You should find that each call to plot()
will automatically change the color of the points that are displayed!
# ------------- WRITE YOUR CODE IN THE SPACE BELOW ---------- #
Making global/persistent changes¶
We’ll conclude with a protip.
If you did the above exercises, you may have noticed a few repetitive moments.
Perhaps you had to specify the linewidth each time you called ax.plot()
, or had to adjust the figure size every time.
It would be nice if we could change the default Pyplot settings so we automatically get some of these improvements every time.
Luckily, we can do that, through plt.rcParams.update(params)
, which takes in a dictionary of params
that we want to modify.
Note that there are a ton of options, so we’ll just list some notable ones here that Enze likes.

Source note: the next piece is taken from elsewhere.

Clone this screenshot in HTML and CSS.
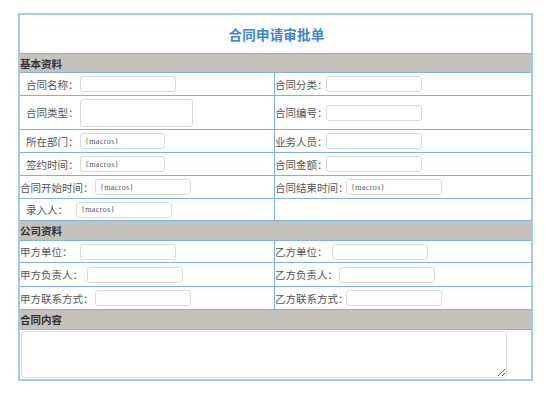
FILE: index.html
```html
<!DOCTYPE html>
<html lang="zh-CN">
<head>
<meta charset="utf-8">
<title>合同申请审批单</title>
<link rel="stylesheet" href="styles.css">
</head>
<body>
<div class="sheet">
  <div class="title">合同申请审批单</div>

  <div class="section">基本资料</div>
  <div class="row h22">
    <div class="cell"><span class="lab pad w60">合同名称：</span><input class="inp w96" type="text"></div>
    <div class="cell"><span class="lab w51">合同分类：</span><input class="inp w96" type="text"></div>
  </div>
  <div class="row h33">
    <div class="cell"><span class="lab pad w60">合同类型：</span><input class="inp big" type="text"></div>
    <div class="cell"><span class="lab w51">合同编号：</span><input class="inp w96" type="text"></div>
  </div>
  <div class="row h22">
    <div class="cell"><span class="lab pad w60">所在部门：</span><input class="inp w85 macro" type="text" value="{macros}"></div>
    <div class="cell"><span class="lab w51">业务人员：</span><input class="inp w96" type="text"></div>
  </div>
  <div class="row h22">
    <div class="cell"><span class="lab pad w60">签约时间：</span><input class="inp w85 macro" type="text" value="{macros}"></div>
    <div class="cell"><span class="lab w51">合同金额：</span><input class="inp w96" type="text"></div>
  </div>
  <div class="row h22">
    <div class="cell"><span class="lab w75">合同开始时间：</span><input class="inp w96 macro" type="text" value="{macros}"></div>
    <div class="cell"><span class="lab w71">合同结束时间：</span><input class="inp w96 macro" type="text" value="{macros}"></div>
  </div>
  <div class="row h21">
    <div class="cell"><span class="lab pad w56">录入人：</span><input class="inp w96 macro" type="text" value="{macros}"></div>
    <div class="cell"></div>
  </div>

  <div class="section s19">公司资料</div>
  <div class="row h21">
    <div class="cell"><span class="lab w60">甲方单位：</span><input class="inp w96" type="text"></div>
    <div class="cell"><span class="lab w57">乙方单位：</span><input class="inp w96" type="text"></div>
  </div>
  <div class="row h23">
    <div class="cell"><span class="lab w67">甲方负责人：</span><input class="inp w96" type="text"></div>
    <div class="cell"><span class="lab w64">乙方负责人：</span><input class="inp w96" type="text"></div>
  </div>
  <div class="row h22">
    <div class="cell"><span class="lab w75">甲方联系方式：</span><input class="inp w96" type="text"></div>
    <div class="cell"><span class="lab w71">乙方联系方式：</span><input class="inp w96" type="text"></div>
  </div>

  <div class="section s19">合同内容</div>
  <div class="content">
    <textarea class="area"></textarea>
  </div>
</div>
</body>
</html>
```

FILE: styles.css
```css
html, body {
  margin: 0;
  padding: 0;
  background: #ffffff;
}

body {
  padding: 13px 0 0 18px;
  font-family: "Noto Sans CJK SC", "DejaVu Sans", sans-serif;
}

.sheet {
  width: 511px;
  border: 2px solid #a3caee;
  box-shadow: 0 1px 0 #c8c8c8;
}

.title {
  height: 38px;
  display: flex;
  align-items: center;
  justify-content: center;
  color: #3b84d6;
  font-weight: bold;
  font-size: 13.5px;
  letter-spacing: 0.2px;
  padding-left: 2px;
}

.section {
  height: 18px;
  background: #c5c1bb;
  border-top: 1px solid #7fb2e4;
  display: flex;
  align-items: center;
  font-size: 10.5px;
  font-weight: bold;
  color: #333333;
}

.section.s19 {
  height: 19px;
}

.row {
  display: grid;
  grid-template-columns: 255px 1fr;
  border-top: 1px solid #7fb2e4;
}

.h21 { height: 21px; }
.h22 { height: 22px; }
.h23 { height: 23px; }
.h33 { height: 33px; }

.cell {
  display: flex;
  align-items: center;
}

.cell:first-child {
  border-right: 1px solid #7fb2e4;
}

.lab {
  flex: none;
  box-sizing: border-box;
  font-size: 10.5px;
  color: #555555;
  white-space: nowrap;
}

.lab.pad { padding-left: 6px; }

.w51 { width: 51px; }
.w56 { width: 56px; }
.w57 { width: 57px; }
.w60 { width: 60px; }
.w64 { width: 64px; }
.w67 { width: 67px; }
.w71 { width: 71px; }
.w75 { width: 75px; }

.inp {
  flex: none;
  box-sizing: border-box;
  height: 16px;
  margin: 0;
  padding: 0 4px;
  border: 1px solid #d9d9d9;
  border-radius: 3px;
  background: #ffffff;
  outline: none;
  font-family: "Liberation Serif", serif;
  font-size: 8px;
  letter-spacing: 0.4px;
  color: #555555;
}

.inp.w96 { width: 96px; }
.inp.w85 { width: 85px; }

.inp.big {
  width: 113px;
  height: 28px;
}

.content {
  height: 50px;
  border-top: 1px solid #7fb2e4;
  padding: 1px 0 0 1px;
  box-sizing: border-box;
}

.area {
  display: block;
  box-sizing: border-box;
  width: 486px;
  height: 47px;
  margin: 0;
  border: 1px solid #dcdcdc;
  border-radius: 3px;
  background: #ffffff;
  resize: both;
  outline: none;
}
```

Obviously, you can also set your own.
Note also that we have to run this update()
command at the beginning of every Jupyter notebook—but then we get the benefits for the rest of the notebook!
plt.rcParams.update({
'figure.figsize': (5,4), # (W,H) - XRD spectra could be wider, e.g., (12,5)
'font.size': 18, # very important!
'lines.linewidth': 4, # good for visuals
'lines.markersize': 10, # in case you have scatter plots
'axes.linewidth': 2, # the axes should also be more visible!
'xtick.major.size': 8, # same for ticks!
'xtick.major.width': 2,
'ytick.major.size': 8,
'ytick.major.width': 2
})
Now let’s make another sine curve and see how these changes are automatically applied.
sin = np.loadtxt('sine.txt', delimiter=',')
fig, ax = plt.subplots()
ax.plot(sin[:, 0], sin[:, 1], label='sine')
ax.set(xlabel='x', ylabel='f(x)')
ax.legend()
plt.show()
fig.savefig('sine_updated.png', dpi=300, bbox_inches='tight')
Conclusion¶
This concludes the introduction to plotting in Matplotlib. You should have enough tools to get started with analyzing your own Lab 1 data (which you can upload to JupyterHub). The subsequent notebook will guide you through some of the analysis for Lab 1 and discuss further Matplotlib improvements. We hope you enjoy!